If using a regular mixer with a dough hook, put in all of the dry ingredient first, mix to combine for a little bit until they are all incorporated together, then add the oil, honey, and yeast/water last. Turn on the mixer and let it go until the dough forms a smooth ball. It should look like a smooth ball that is only slightly sticky after about 10 to 15 minutes of kneading on the medium speed. Once the kneading is done, put the dough in a really good size glass or plastic punch bowl. Put in a about 2 tbsp. of oil and turn the dough ball over in the oil to coat. Cover the bowl with plastic wrap and put in a 200 degree oven to rise. When you put the bowl in turn off the heat and leave the door closed. Let the dough rise til doubled in size. Should take about 40 to 60 minutes.

Near the end of the rise cycle, take out two loaf pans and spray with oil. When the dough is done rising, punch down and remove from breadmaker or bowl and knead gently on a clean work surface to redistribute the bubbles in the dough. You can flour the work surface if you like, but I have found it unnecessary. Turn on your oven on (or back on) to 200 degrees and get 4 cups of water boiling in microwave safe container in your microwave. Put an empty 8 x 11 casserole dish in the oven on the lowest rack and let it heat up with the oven.
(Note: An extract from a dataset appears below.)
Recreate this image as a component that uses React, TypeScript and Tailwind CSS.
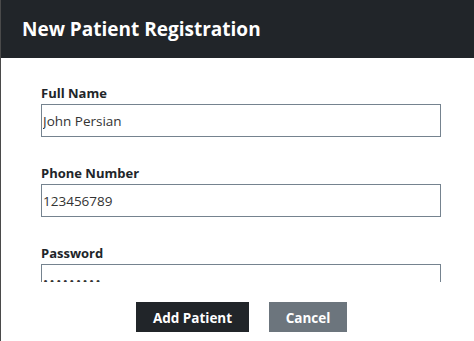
import { useState } from "react";

const font = { fontFamily: '"Open Sans", "Noto Sans", Arial, sans-serif' };

function Field({
  label,
  type = "text",
  value,
  onChange,
}: {
  label: string;
  type?: string;
  value: string;
  onChange: (v: string) => void;
}) {
  return (
    <div className="mb-[27px]">
      <label className="mb-[2px] block h-[18px] text-[13px] leading-[18px] font-bold text-[#212529]">
        {label}
      </label>
      <input
        type={type}
        value={value}
        onChange={(e) => onChange(e.target.value)}
        className={
          type === "password"
            ? "block h-[33px] w-full border border-[#75838f] bg-white px-[1px] text-[13.5px] tracking-[1.5px] text-[#333] outline-none"
            : "block h-[33px] w-full border border-[#75838f] bg-white px-[1px] text-[13.5px] text-[#333] outline-none"
        }
      />
    </div>
  );
}

export default function App() {
  const [name, setName] = useState("John Persian");
  const [phone, setPhone] = useState("123456789");
  const [password, setPassword] = useState("123456789");

  return (
    <div
      className="flex h-[341px] w-[474px] flex-col overflow-hidden border-l border-[#4a4a4a] bg-white"
      style={font}
    >
      <header className="flex h-[58px] shrink-0 items-center bg-[#212529] pl-[21px]">
        <h2 className="text-[19px] font-bold text-white">New Patient Registration</h2>
      </header>

      <div className="h-[224px] shrink-0 overflow-hidden pt-[26px] pr-[33px] pl-[40px]">
        <Field label="Full Name" value={name} onChange={setName} />
        <Field label="Phone Number" value={phone} onChange={setPhone} />
        <Field label="Password" type="password" value={password} onChange={setPassword} />
      </div>

      <div className="flex justify-center gap-[20px] pt-[20px] pl-[8px]">
        <button
          type="button"
          className="h-[30px] w-[113px] bg-[#212529] pt-[2px] text-[13.5px] font-bold text-white"
        >
          Add Patient
        </button>
        <button
          type="button"
          className="h-[30px] w-[78px] bg-[#6c757d] pt-[2px] text-[13.5px] font-bold text-white"
        >
          Cancel
        </button>
      </div>
    </div>
  );
}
Divide the dough in half. If you have a kitchen scale, each half of the dough should weigh about 12 to 16 ounces each. Form each half of the dough in a loaf looking log and put into each of the oiled loaf pans. If the oven is at temp, put both pans on the middle rack of the oven and pour the boiling water into the empty casserole dish. Close the oven door, TURN OFF THE OVEN, and let the bread proof for 20 minutes for 3x7 loaf pans or 45 minutes for 5x9 loaf pans. (Note: Don't spray the loaves with oil. The crust forms much better if the top of the bread dries out a bit)

At the end of the proofing time, pull the bread out, set on the counter, cover with a clean dish towel and let rise for another 20 minutes on the counter covered with a clean dish towel. Feel free to slash the top of the bread. I like to do three diagonal slashes across the top or one long slash down the middle. You don't have to slash, but if you do, be sure that your cut is no more than 1/2 inch deep.

Heat your oven to 400 degrees for non convection or the equivalent for convection. Leave the pan of water in the oven and let it heat up too. After the final 20 minute rise is done, put the bread in the oven for 12 minutes, turn and cook for another 13 minutes. The crust should be a dark caramel brown when it is done and smell amazing. At the end of the second cook time, take the bread out of the oven and remove from the bread pans immediately. Place them on cooling racks and let cool for about 60 to 90 minutes. Each loaf on the top will seem very hard, but the crust will soften as the bread cools and is bagged up. Bag up and put in the freezer (they freeze fantastically) or keep on the counter. I wouldn't recommended putting them in the fridge as it will dry the loaves out and make them go stale faster. I would also recommend not slicing them until you are ready to eat them. Each loaf should make about 13 1/2 inch slices.

One final note. I have noticed that while a lot of store bought bread will mold if left on the counter too long, I have not had any bread made from this recipe mold ever. It will also take a couple of weeks as least before the bread actually starts to go stale. In our house, it doesn't of course last that long.